- Whole Grain Stamps

= Whole Grain Stamp =

The Whole Grain Stamp was created by the Whole Grains Council and a panel of scientific and culinary advisors in January 2005 as a visual marker to signal products that contain dietarily-significant amounts of whole grains. The Stamp features a stylized sheaf of grain on a golden-yellow background with a black border.

Every product that bears the "Basic Stamp" must contain at least 8 grams of whole grain per serving. 8 grams equals one half of a MyPyramid serving. Products that bear the "100% Whole Grain Stamp" contain at least 16 grams of whole grain per serving – or a full MyPyramid serving as outlined by the U.S. Department of Agriculture – and do not contain any refined grains.
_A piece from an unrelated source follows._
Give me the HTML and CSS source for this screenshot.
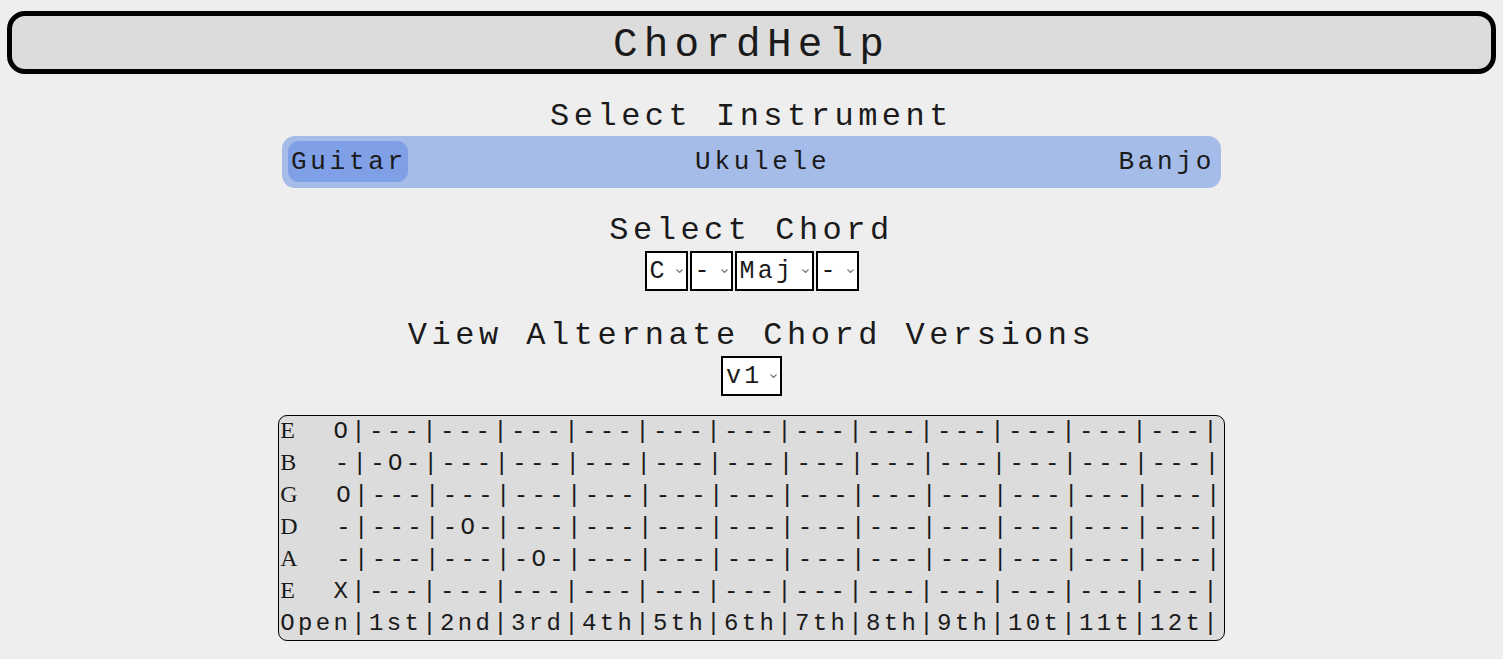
FILE: index.html
```html
<!DOCTYPE html>
<html lang="en">
<head>
<meta charset="utf-8">
<title>ChordHelp</title>
<link rel="stylesheet" href="styles.css">
</head>
<body>
<header class="site-header">
  <h1 class="site-title">ChordHelp</h1>
</header>
<main class="app">
  <section class="panel panel-instrument">
    <h2 class="panel-title">Select Instrument</h2>
    <nav class="instrument-bar">
      <button class="instrument is-active" type="button">Guitar</button>
      <button class="instrument" type="button">Ukulele</button>
      <button class="instrument" type="button">Banjo</button>
    </nav>
  </section>
  <section class="panel panel-chord">
    <h2 class="panel-title">Select Chord</h2>
    <div class="select-row">
      <label class="picker-wrap"><select class="picker"><option>C</option><option>D</option><option>E</option><option>F</option><option>G</option><option>A</option><option>B</option></select><svg class="chev" viewBox="0 0 7 4" width="7" height="4"><path d="M0.5 0.5 L3.5 3.5 L6.5 0.5" fill="none" stroke="#7a7a7a" stroke-width="1.2"/></svg></label>
      <label class="picker-wrap"><select class="picker"><option>-</option><option>#</option><option>b</option></select><svg class="chev" viewBox="0 0 7 4" width="7" height="4"><path d="M0.5 0.5 L3.5 3.5 L6.5 0.5" fill="none" stroke="#7a7a7a" stroke-width="1.2"/></svg></label>
      <label class="picker-wrap"><select class="picker"><option>Maj</option><option>Min</option><option>Dim</option></select><svg class="chev" viewBox="0 0 7 4" width="7" height="4"><path d="M0.5 0.5 L3.5 3.5 L6.5 0.5" fill="none" stroke="#7a7a7a" stroke-width="1.2"/></svg></label>
      <label class="picker-wrap"><select class="picker"><option>-</option><option>7</option><option>9</option></select><svg class="chev" viewBox="0 0 7 4" width="7" height="4"><path d="M0.5 0.5 L3.5 3.5 L6.5 0.5" fill="none" stroke="#7a7a7a" stroke-width="1.2"/></svg></label>
    </div>
  </section>
  <section class="panel panel-version">
    <h2 class="panel-title">View Alternate Chord Versions</h2>
    <div class="select-row">
      <label class="picker-wrap"><select class="picker"><option>v1</option><option>v2</option><option>v3</option></select><svg class="chev" viewBox="0 0 7 4" width="7" height="4"><path d="M0.5 0.5 L3.5 3.5 L6.5 0.5" fill="none" stroke="#7a7a7a" stroke-width="1.2"/></svg></label>
    </div>
  </section>
  <pre class="fretboard"><span class="string-name">E</span>  O|---|---|---|---|---|---|---|---|---|---|---|---|
<span class="string-name">B</span>  -|-O-|---|---|---|---|---|---|---|---|---|---|---|
<span class="string-name">G</span>  O|---|---|---|---|---|---|---|---|---|---|---|---|
<span class="string-name">D</span>  -|---|-O-|---|---|---|---|---|---|---|---|---|---|
<span class="string-name">A</span>  -|---|---|-O-|---|---|---|---|---|---|---|---|---|
<span class="string-name">E</span>  X|---|---|---|---|---|---|---|---|---|---|---|---|
Open|1st|2nd|3rd|4th|5th|6th|7th|8th|9th|10t|11t|12t|</pre>
</main>
</body>
</html>
```

FILE: styles.css
```css
* { box-sizing: border-box; }

html, body {
  margin: 0;
  padding: 0;
}

body {
  background: #eeeeee;
  color: #1a1a1a;
  font-family: "Liberation Mono", "Courier New", monospace;
  padding: 11px 7px 0;
}

.site-header {
  background: #dcdcdc;
  border: 5px solid #000;
  border-radius: 18px;
  height: 63px;
  padding-top: 5px;
  display: flex;
  align-items: center;
  justify-content: center;
}

.site-title {
  margin: 0;
  font-weight: normal;
  font-size: 41px;
  letter-spacing: 6.2px;
  line-height: 1;
}

.app {
  display: flex;
  flex-direction: column;
  align-items: center;
}

.panel {
  display: flex;
  flex-direction: column;
  align-items: center;
}

.panel-title {
  margin: 0;
  font-weight: normal;
  font-size: 32px;
  letter-spacing: 4.5px;
  line-height: 38px;
}

.panel-instrument .panel-title { margin-top: 24px; }
.panel-chord .panel-title { margin-top: 24px; }
.panel-version .panel-title { margin-top: 26px; }

.instrument-bar {
  width: 939px;
  margin-top: 0;
  background: #a5bce8;
  border-radius: 13px;
  padding: 5px 5px 6px 6px;
  display: flex;
  justify-content: space-between;
  align-items: center;
}

.instrument {
  font: inherit;
  font-size: 26px;
  letter-spacing: 3.7px;
  color: #1a1a1a;
  background: transparent;
  border: 0;
  border-radius: 11px;
  height: 41px;
  padding: 0 1px 0 3px;
  cursor: pointer;
}

.instrument.is-active { background: #7fa0e6; }

.select-row {
  display: flex;
  gap: 2px;
  margin-top: 1px;
}

.picker-wrap {
  position: relative;
  display: block;
}

.picker {
  -webkit-appearance: none;
  appearance: none;
  display: block;
  font-family: "Liberation Mono", "Courier New", monospace;
  font-size: 25px;
  letter-spacing: 3.3px;
  color: #1a1a1a;
  background: #fff;
  border: 2px solid #000;
  border-radius: 0;
  height: 40px;
  padding: 0 17px 0 3px;
  margin: 0;
  outline: none;
}

.chev {
  position: absolute;
  right: 5px;
  top: 18px;
  pointer-events: none;
}

.fretboard {
  margin: 19px 0 0;
  background: #dcdcdc;
  border: 1px solid #000;
  border-radius: 9px;
  font-family: "Liberation Mono", "Courier New", monospace;
  font-size: 24px;
  letter-spacing: 3.35px;
  line-height: 32px;
  color: #1a1a1a;
  padding: 0 0 0 1px;
}

.string-name {
  font-family: "Liberation Serif", "Times New Roman", serif;
  font-size: 24px;
  line-height: 20px;
  letter-spacing: 3.09px;
}
```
The 2005 Dietary Guidelines for Americans recommend that everyone over age 9 should eat at least three servings of whole grains each day for health. For an outline of scientific studies published on the health benefits of whole grains, see resources below. In 1999, the U.S. Food and Drug Administration (FDA) authorized the use of a health claim that can be used on whole grain foods: "Diets rich in whole grain foods and other plant foods, and low in saturated fat and cholesterol, may help reduce the risk of heart disease." However, these claims have certain limitations, and cannot be used on some whole grain foods even if the foods are 100% whole grain.